A.C.A.B: «All Cops are Bastards». Der aus den USA importierte und durch Fernsehserien bekannt gewordene Schlachtruf leuchtet von der Glasfassade eines Ladens – gleich neben dem Kino Méliès, das in ganz Paris für sein hochwertiges Programm bekannt ist: Wir sind in Montreuil, mit 110'000 Einwohnern Archetyp eines grossen Vorstadtviertels, seit Jahren ein beliebtes Ziel der städtischen Bohème: Die Strassen im Stadtzentrum dieser Gemeinde, die immer noch von einem kommunistischen Bürgermeister geleitet wird, sind gentrifiziert worden.

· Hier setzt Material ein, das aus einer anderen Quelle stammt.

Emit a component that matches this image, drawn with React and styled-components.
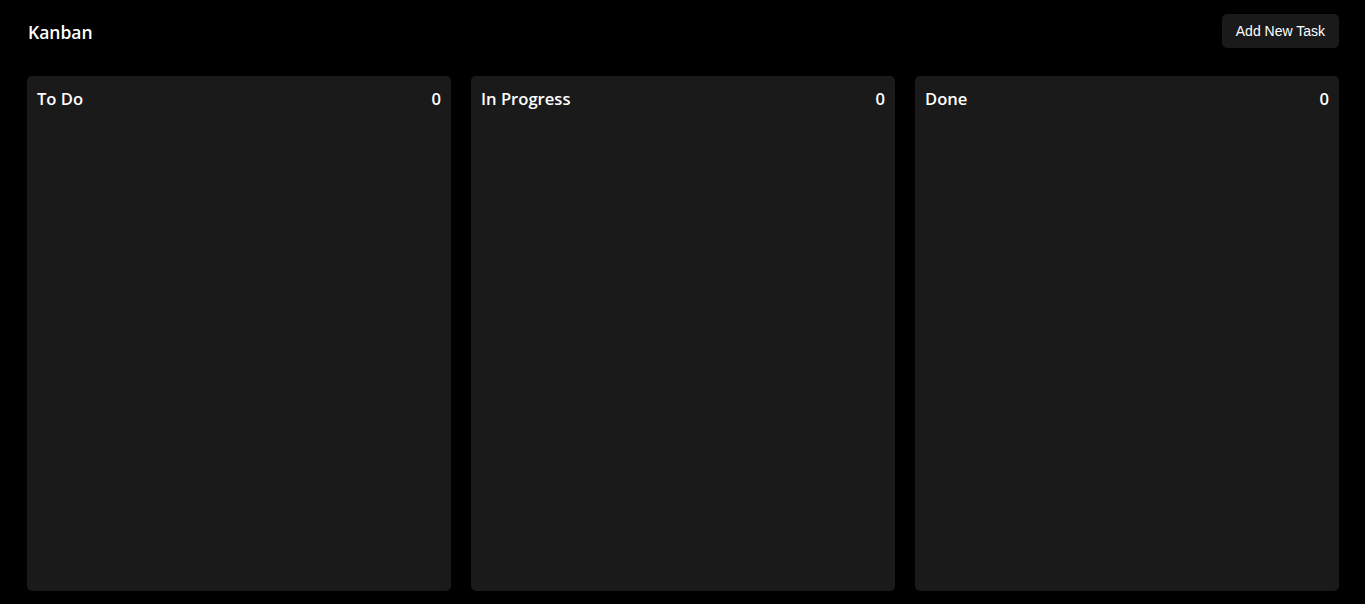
import React from "react";
import styled, { createGlobalStyle } from "styled-components";

const GlobalStyle = createGlobalStyle`
  html, body {
    margin: 0;
    padding: 0;
    background: #000;
    color: #fff;
    font-family: "Segoe UI", "Open Sans", "Noto Sans", sans-serif;
  }
  * { box-sizing: border-box; }
`;

const Page = styled.div`
  height: 100vh;
  display: flex;
  flex-direction: column;
  padding: 14px 26px 13px 27px;
`;

const Header = styled.header`
  display: flex;
  align-items: center;
  justify-content: space-between;
  height: 34px;
  margin-bottom: 28px;
`;

const Title = styled.h1`
  margin: 2px 0 0 1px;
  font-size: 17.5px;
  font-weight: 600;
  line-height: 22px;
`;

const AddButton = styled.button`
  height: 34px;
  padding: 0 14px;
  border: none;
  border-radius: 5px;
  background: #1a1a1a;
  color: #fff;
  font-family: "Liberation Sans", Arial, sans-serif;
  font-size: 14px;
  cursor: pointer;
`;

const Board = styled.main`
  flex: 1;
  display: grid;
  grid-template-columns: repeat(3, 1fr);
  gap: 20px;
`;

const Column = styled.section`
  background: #1a1a1a;
  border-radius: 5px;
  padding: 12px 10px 12px 10px;
`;

const ColumnHeader = styled.div`
  display: flex;
  justify-content: space-between;
  align-items: center;
  font-size: 16.6px;
  font-weight: 600;
  line-height: 22px;
`;

const columns = [
  { title: "To Do", count: 0 },
  { title: "In Progress", count: 0 },
  { title: "Done", count: 0 },
];

export default function App() {
  return (
    <>
      <GlobalStyle />
      <Page>
        <Header>
          <Title>Kanban</Title>
          <AddButton>Add New Task</AddButton>
        </Header>
        <Board>
          {columns.map((c) => (
            <Column key={c.title}>
              <ColumnHeader>
                <span>{c.title}</span>
                <span>{c.count}</span>
              </ColumnHeader>
            </Column>
          ))}
        </Board>
      </Page>
    </>
  );
}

Doch in dieser Nacht – es geht auf drei Uhr morgens zu – ist Montreuil in Rage. Eine Handvoll vermummter Jugendlicher in schwarzen Jogginganzügen, die den Inhalt der nächsten Mülltonne auf einen bereits in Brand gesetzten Haufen Abfall werfen. Die Flammen lodern an einer Fassade empor. Doch die Bereitschaftspolizisten halten Abstand. An der Mauer des Rathauses ist ein wütender Spruch zu lesen: «Rache für Nahel.»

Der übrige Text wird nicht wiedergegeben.